When to Call in Professionals

Consider professional help when:

  • The seed is partially illegible and you lack technical experience with recovery tools.
  • There is a legal or criminal component - theft, extortion, or coercion. Involve law enforcement and legal counsel.
  • You prefer a structured migration to multisig with an auditor or custodian advising on architecture.

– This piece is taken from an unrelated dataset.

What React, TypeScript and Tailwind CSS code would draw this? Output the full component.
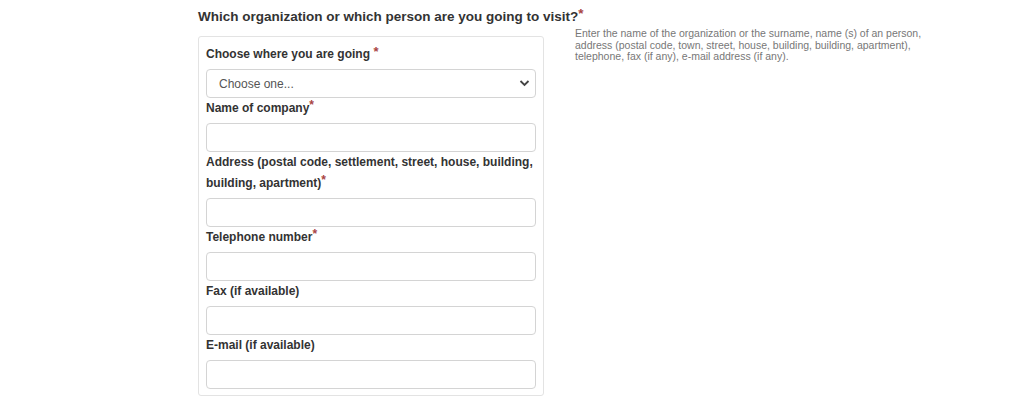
export default function App() {
  const fields = [
    { label: "Name of company", required: true },
    {
      label: "Address (postal code, settlement, street, house, building, building, apartment)",
      required: true,
    },
    { label: "Telephone number", required: true },
    { label: "Fax (if available)", required: false },
    { label: "E-mail (if available)", required: false },
  ];

  return (
    <div className="w-[1024px] min-h-[405px] bg-white font-['Liberation_Sans',Arial,sans-serif] text-[#333]">
      <div className="flex pl-[198px]">
        {/* left column */}
        <div className="w-[346px] shrink-0">
          <h3 className="whitespace-nowrap pt-[7px] text-[13.5px] font-bold leading-[19px] text-[#333]">
            Which organization or which person are you going to visit?
            <span className="align-[3px] leading-none text-[#a94442]">*</span>
          </h3>

          <div className="mt-[10px] rounded-[3px] border border-[#e3e3e3] px-[7px] pt-[7px] pb-[6px]">
            <label className="mb-1 block text-[12px] font-bold leading-[21px]">
              Choose where you are going{" "}
              <span className="align-[2px] text-[13px] leading-none text-[#a94442]">*</span>
            </label>
            <div className="relative">
              <select className="h-[29px] w-full appearance-none rounded-[4px] border border-[#d4d4d4] bg-white pl-[12px] text-[12px] text-[#555] outline-none">
                <option>Choose one...</option>
              </select>
              <svg
                className="pointer-events-none absolute right-[6px] top-[10px]"
                width="11"
                height="8"
                viewBox="0 0 11 8"
              >
                <path d="M1.5 2 L5.5 6 L9.5 2" fill="none" stroke="#444" strokeWidth="1.8" />
              </svg>
            </div>

            {fields.map((f) => (
              <div key={f.label}>
                <label className="mb-1 block text-[12px] font-bold leading-[21px]">
                  {f.label}
                  {f.required && (
                    <span className="align-[3px] leading-none text-[#a94442]">*</span>
                  )}
                </label>
                <input
                  type="text"
                  className="block h-[29px] w-full rounded-[4px] border border-[#d4d4d4] bg-white px-3 text-[12px] outline-none"
                />
              </div>
            ))}
          </div>
        </div>

        {/* help text */}
        <div className="ml-[31px] w-[360px] pt-[28px] text-[10.5px] leading-[11.5px] text-[#777]">
          Enter the name of the organization or the surname, name (s) of an person,
          address (postal code, town, street, house, building, building, apartment),
          telephone, fax (if any), e-mail address (if any).
        </div>
      </div>
    </div>
  );
}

A Compact Recovery Playbook - Step-by-Step

  1. Stop and document. Note times, messages, and device details.
  2. Confirm where your seed/backups are and whether they remain private.
  3. Decide: move immediately if compromise is likely; otherwise plan a controlled restore.
  4. Perform restores only on air-gapped or new trusted devices. Test with small amounts.
  5. If parts of the seed are damaged, use offline recovery tools like btcrecover or vetted professional services.
  6. After recovery, harden your setup - multisig, steel backups, and off-site redundancy.
  7. Document your emergency plan and ensure trusted heirs or advisors know how to access funds in case of incapacity or death.

Conclusion

A lost, stolen, or corrupted hardware wallet is stressful, but most situations are recoverable with calm, methodical steps. The seed phrase is the ultimate control point, so protect and test it. In Canada, leverage the regulatory framework and exchange support when necessary, but avoid exposing your seed to online risks. Use this playbook to contain damage, recover safely, and build a stronger defensive posture for the future. With preparation and disciplined practices, you can turn an emergency into an opportunity to upgrade your Bitcoin security posture for years to come.

Note: This post is educational and not legal or financial advice. If you face a theft or extortion situation, consider engaging legal counsel and local law enforcement. For specialized seed recovery help, choose providers with verifiable reputations and clear, privacy-respecting processes.